Major General Jai Shanker Menon, Director, Office for Peacekeeping Strategic Partnerships, pointed out that the reforms decentralize the management of resources to senior managers in the field who have mandate implementation responsibilities and direct responsibility for the safety and security of peacekeepers. He pronounced this “a positive development that can have an impact on the ground.
Now, for this to be effective, definitely the mindset of those in UN headquarters needs to shift from one of directing missions to one of truly acting in a support role to the missions.”
General Menon said his own experience of commanding missions had taught him the value of leadership and decisive decision-making. “In my opinion, there should be absolutely no procrastination. Decisions must be given after due thought, but they must be capped with the limit of time and information. A bad decision may be better than no decision at all. In my present job, I often see a lot of systemic issues in the mission like trauma care, base defense, integrated offices not working together, and these often stem from a lack of giving simple and clear-cut decisions.”
The two essential talents that UN mission leaders must have, he said, were “political acumen” and managerial ability. “Leaders must be multi-skilled to run a multi-dimensional peacekeeping operation and must possess managerial skills. Leaders must preferably have previous UN experience to understand the organization, its functioning, and the myriad policies, rules and regulations.

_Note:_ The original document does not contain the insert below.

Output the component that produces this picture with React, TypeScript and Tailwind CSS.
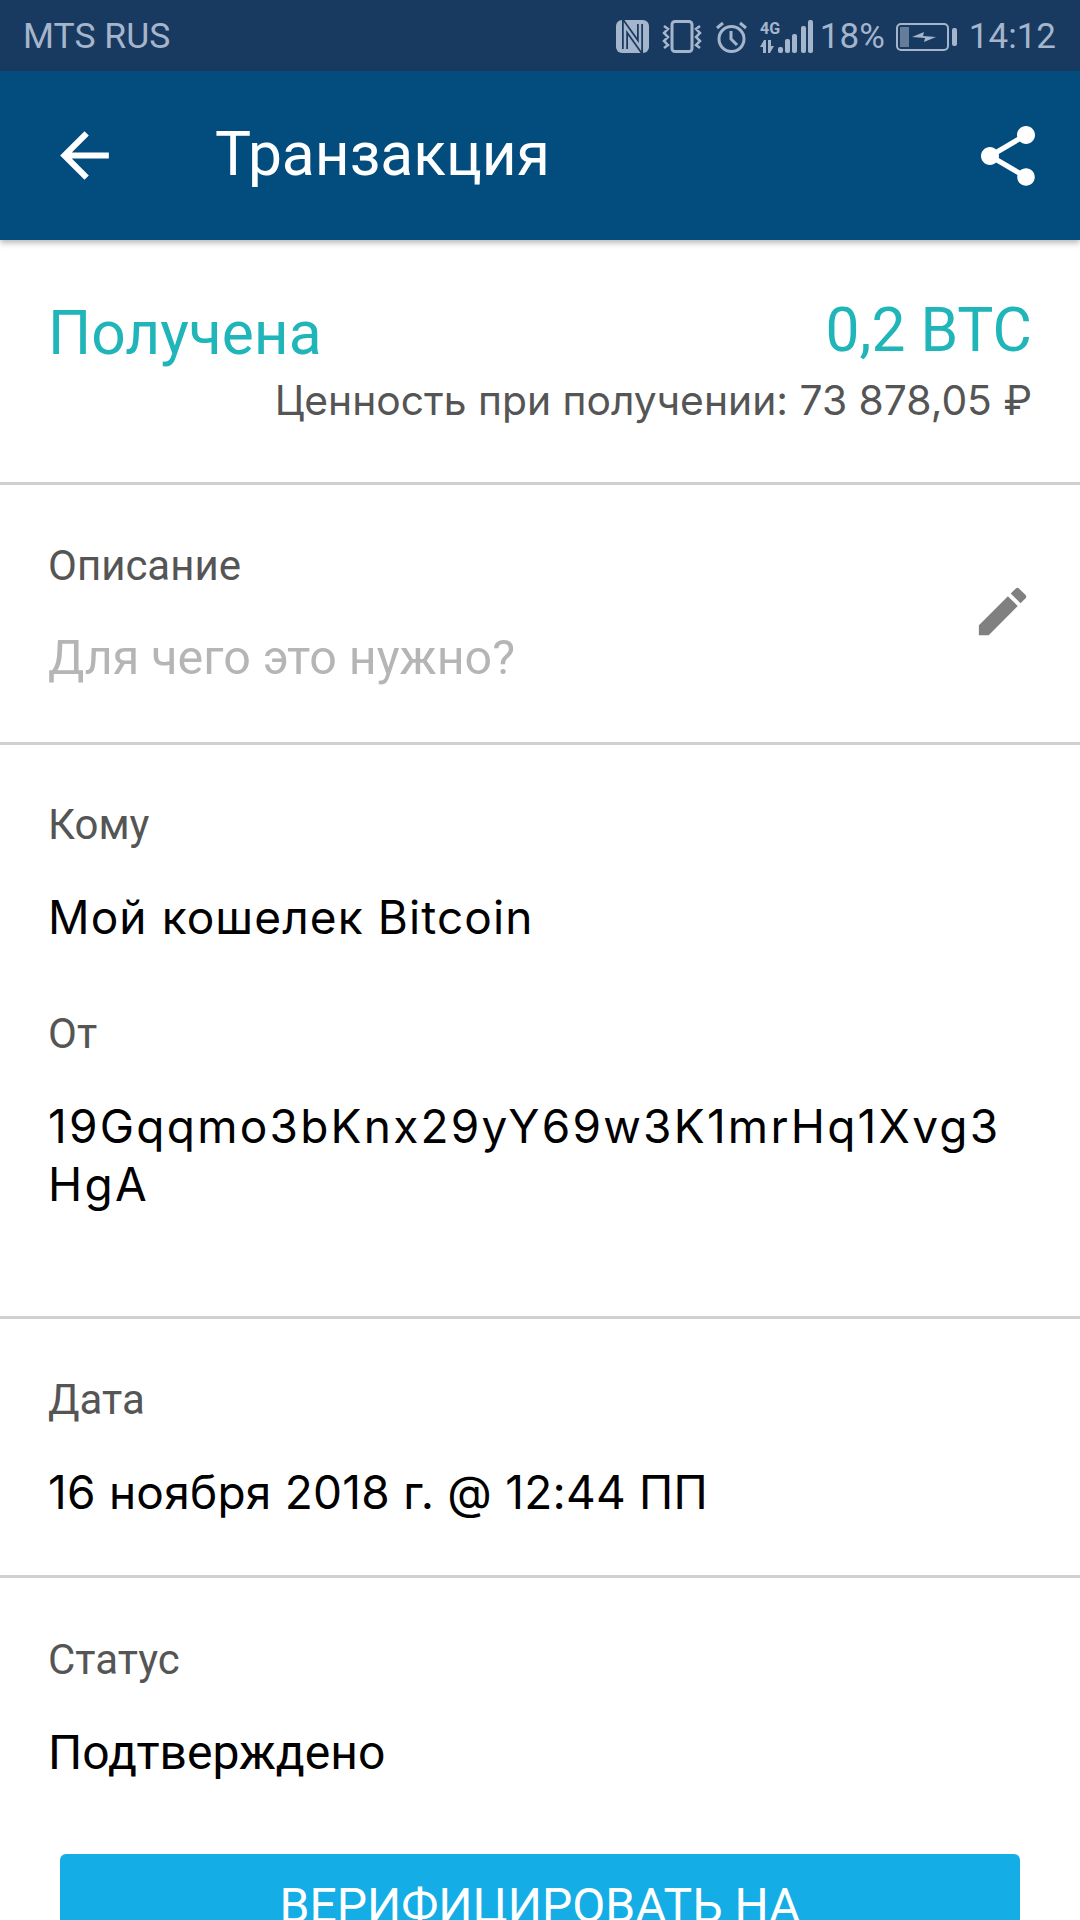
import type { ReactNode } from "react";
import { MdArrowBack, MdEdit, MdShare } from "react-icons/md";

const roboto = "font-['Roboto',sans-serif]";
const wide = "font-['Inter','Noto_Sans',sans-serif]";

const Label = ({ children }: { children: string }) => (
  <p className={`${roboto} text-[42px] leading-[44px] text-[#555555]`}>{children}</p>
);

const Value = ({ children, className }: { children: ReactNode; className: string }) => (
  <p className={`${wide} mt-[41px] text-[46px] leading-[58px] text-black ${className}`}>{children}</p>
);

const StatusIcons = () => (
  <div className="flex items-center text-[#a5b5cc]">
    {/* nfc */}
    <svg width="33" height="33" viewBox="0 0 33 33" className="mr-[12px]">
      <rect width="33" height="33" rx="6" fill="currentColor" />
      <path d="M9 29V6l15 21V4" fill="none" stroke="#183a61" strokeWidth="6" />
      <path d="M9 29V6l15 21V4" fill="none" stroke="currentColor" strokeWidth="2.5" />
    </svg>
    {/* vibrate */}
    <svg width="42" height="33" viewBox="0 0 42 33" className="mr-[12px]" fill="none" stroke="currentColor">
      <rect x="11" y="1.5" width="20" height="30" rx="3" strokeWidth="3" />
      <path d="M3 6l4 3-4 4 4 4-4 4 4 4-4 3M39 6l-4 3 4 4-4 4 4 4-4 4 4 3" strokeWidth="2.5" />
    </svg>
    {/* alarm */}
    <svg width="33" height="33" viewBox="0 0 33 33" className="mr-[12px]" fill="none" stroke="currentColor" strokeWidth="3">
      <circle cx="16.5" cy="19" r="12.5" />
      <path d="M16 11v8l6 6M2 8l6-5M31 8l-6-5" />
    </svg>
    {/* signal */}
    <svg width="54" height="34" viewBox="0 0 54 34" className="mr-[6px]" fill="currentColor">
      <text x="0" y="14" fontSize="16" fontWeight="700" fontFamily="Roboto">4G</text>
      <path d="M0 27l4-7 2 0 0 13-3 0 0-6zM8 20l3 0 0 6 3 0-4 7-2 0z" />
      <rect x="18" y="27" width="5" height="6" rx="2" />
      <rect x="25" y="19" width="5" height="14" rx="2" />
      <rect x="32" y="14" width="5" height="19" rx="2" />
      <rect x="41" y="6" width="5" height="27" rx="2" />
      <rect x="48" y="0" width="5" height="33" rx="2" />
    </svg>
    <span className={`${roboto} text-[35px] leading-none mr-[11px]`}>18%</span>
    {/* battery */}
    <svg width="61" height="28" viewBox="0 0 61 28" className="mr-[12px]">
      <rect x="1" y="1" width="51" height="26" rx="4" fill="none" stroke="currentColor" strokeWidth="2" />
      <rect x="4" y="4" width="9" height="20" fill="currentColor" opacity="0.55" />
      <path d="M16 14l12-5-1 4 13 1-12 5 1-4z" fill="currentColor" />
      <rect x="56" y="5" width="5" height="18" rx="2" fill="currentColor" />
    </svg>
    <span className={`${roboto} text-[35px] leading-none`}>14:12</span>
  </div>
);

export default function App() {
  return (
    <div className="h-[1920px] w-[1080px] overflow-hidden bg-white flex flex-col">
      <div className="h-[71px] shrink-0 bg-[#183a61] flex items-center justify-between pl-[23px] pr-[24px] pt-[2px]">
        <span className={`${roboto} text-[35.5px] text-[#a5b5cc]`}>MTS RUS</span>
        <StatusIcons />
      </div>

      <header className="relative h-[169px] shrink-0 bg-[#034c7e] flex items-center pl-[48px] pr-[36px] shadow-[0_3px_6px_rgba(0,0,0,0.28)]">
        <MdArrowBack size={73} color="white" />
        <h1 className={`${roboto} ml-[94px] text-[60.5px] leading-none text-white`}>Транзакция</h1>
        <MdShare size={72} color="white" className="ml-auto" />
      </header>

      <section className="h-[245px] shrink-0 border-b-[3px] border-[#d0d0d0] pl-[48px] pr-[48px] pt-[56px]">
        <div className="flex justify-between items-start">
          <span className={`${roboto} text-[60.5px] leading-[70px] mt-[3px] text-[#1fb5b9]`}>Получена</span>
          <span className={`${roboto} text-[60.5px] leading-[70px] text-[#1fb5b9]`}>0,2 BTC</span>
        </div>
        <p className={`${wide} mt-[6px] text-right text-[40.8px] leading-[50px] text-[#555555]`}>
          Ценность при получении: 73 878,05 ₽
        </p>
      </section>

      <section className="h-[260px] shrink-0 border-b-[3px] border-[#d0d0d0] pl-[48px] pr-[49px] pt-[59px] flex justify-between">
        <div>
          <Label>Описание</Label>
          <p className={`${roboto} mt-[43px] text-[48.4px] leading-[54px] text-[#b5b5b5]`}>Для чего это нужно?</p>
        </div>
        <MdEdit size={63} color="#808080" className="mt-[36px] -mr-[3px]" />
      </section>

      <section className="h-[574px] shrink-0 border-b-[3px] border-[#d0d0d0] pl-[48px] pr-[49px] pt-[58px]">
        <Label>Кому</Label>
        <Value className="tracking-[1.1px]">Мой кошелек Bitcoin</Value>
        <div className="mt-[66px]">
          <Label>От</Label>
        </div>
        <Value className="tracking-[2.25px]">
          19Gqqmo3bKnx29yY69w3K1mrHq1Xvg3
          <br />
          HgA
        </Value>
      </section>

      <section className="h-[259px] shrink-0 border-b-[3px] border-[#d0d0d0] pl-[48px] pr-[49px] pt-[59px]">
        <Label>Дата</Label>
        <Value className="tracking-[0.25px]">16 ноября 2018 г. @ 12:44 ПП</Value>
      </section>

      <section className="pl-[48px] pr-[60px] pt-[60px]">
        <Label>Статус</Label>
        <p className={`${roboto} mt-[42px] text-[48px] leading-[58px] text-black`}>Подтверждено</p>
        <button className={`${roboto} mt-[72px] ml-[12px] w-[960px] h-[120px] rounded-[6px] bg-[#14ade6] text-white text-[48px] leading-none pt-[28px] flex justify-center items-start`}>
          ВЕРИФИЦИРОВАТЬ НА
        </button>
      </section>
    </div>
  );
}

Trust me, it can be overwhelming the number of policies, rules and regulations that come flying at you when you’re trying to run a mission.” He lamented that the UN didn’t have enough job mobility and clear career paths to better develop more seasoned leaders and weed out potential failures.

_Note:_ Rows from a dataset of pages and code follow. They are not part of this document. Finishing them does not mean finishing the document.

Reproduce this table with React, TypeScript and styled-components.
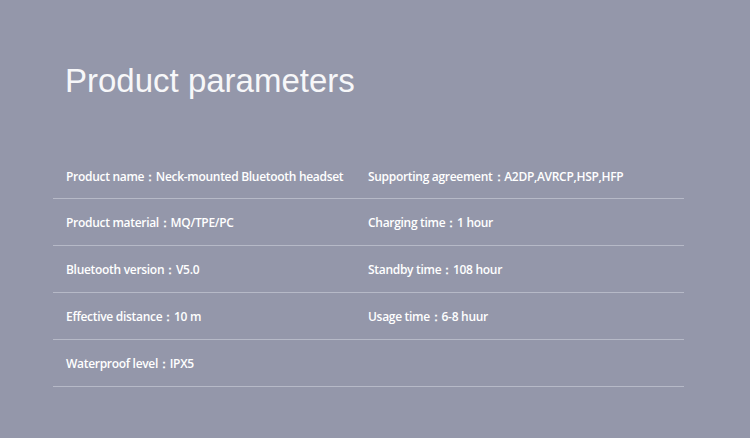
import { createGlobalStyle, styled } from "styled-components";

const GlobalStyle = createGlobalStyle`
  html, body {
    margin: 0;
    padding: 0;
    background: #9497aa;
  }
`;

const rows: [string, string][] = [
  ["Product name：Neck-mounted Bluetooth headset", "Supporting agreement：A2DP,AVRCP,HSP,HFP"],
  ["Product material：MQ/TPE/PC", "Charging time：1 hour"],
  ["Bluetooth version：V5.0", "Standby time：108 hour"],
  ["Effective distance：10 m", "Usage time：6-8 huur"],
  ["Waterproof level：IPX5", ""],
];

const App = () => {
  return (
    <>
      <GlobalStyle />
      <Page>
        <Title>Product parameters</Title>
        <Table>
          {rows.map(([left, right], i) => (
            <Row key={i} $first={i === 0}>
              <Cell>{left}</Cell>
              <Cell>{right}</Cell>
            </Row>
          ))}
        </Table>
      </Page>
    </>
  );
};

export default App;

const Page = styled.div`
  width: 750px;
  height: 438px;
  background: #9497aa;
  padding: 60px 0 0 53px;
  box-sizing: border-box;
`;

const Title = styled.h1`
  margin: 0 0 0 12px;
  font-family: "Liberation Sans", Arial, sans-serif;
  font-weight: 400;
  font-size: 33px;
  line-height: 42px;
  color: #f7f7f9;
`;

const Table = styled.div`
  width: 631px;
  margin-top: 51px;
`;

const Row = styled.div<{ $first?: boolean }>`
  display: grid;
  grid-template-columns: 302px 1fr;
  height: ${({ $first }) => ($first ? "46px" : "47px")};
  align-items: center;
  border-bottom: 1px solid #b6b9c7;
  box-sizing: border-box;
`;

const Cell = styled.div`
  padding: 2px 0 0 13px;
  font-family: "Open Sans", sans-serif;
  font-weight: 600;
  font-size: 12px;
  letter-spacing: -0.3px;
  color: #ffffff;
  white-space: nowrap;
`;
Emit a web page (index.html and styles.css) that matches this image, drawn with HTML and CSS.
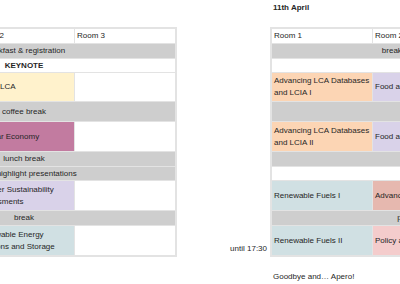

Ihab Awad, Deputy Foreign Minister of Egypt, chose to focus on MINUSMA where Egypt is a major troop-contributing country. “The MINUSMA adaptation plan was an important step forward to reorient the focus and operational capabilities of the mission, but it’s still a work in progress and, given the recent turmoil in Mali following the election, perhaps there is a need to continue to ensure that the adaptation plan is actually adapted to the emerging political and operational challenges facing the mission. So while there is a plan in place, I would like to really call on adapting this adaptation to the version of the realities.”
Ambassador Awad brought up the great variances in the country contexts in which UN missions operate. “This is where the reforms of peacekeeping will actually make a difference, and those are different contexts that require different context-specific adaptation of both the mandate, operation capabilities, and resources.”

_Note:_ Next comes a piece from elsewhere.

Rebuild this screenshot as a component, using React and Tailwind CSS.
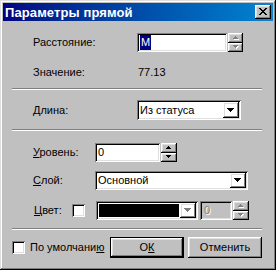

In the question and answer period, General Menon had what sounded like the last word. “What the organization, what we need to do is to adapt faster. More flexibility, more adaptability. We need to get the capabilities faster, otherwise the situation and the environment will keep changing. And your force adaptation plan, like someone said, will have to be further adapted.”
Moderating the discussion was Jake Sherman, IPI Senior Director of Programs.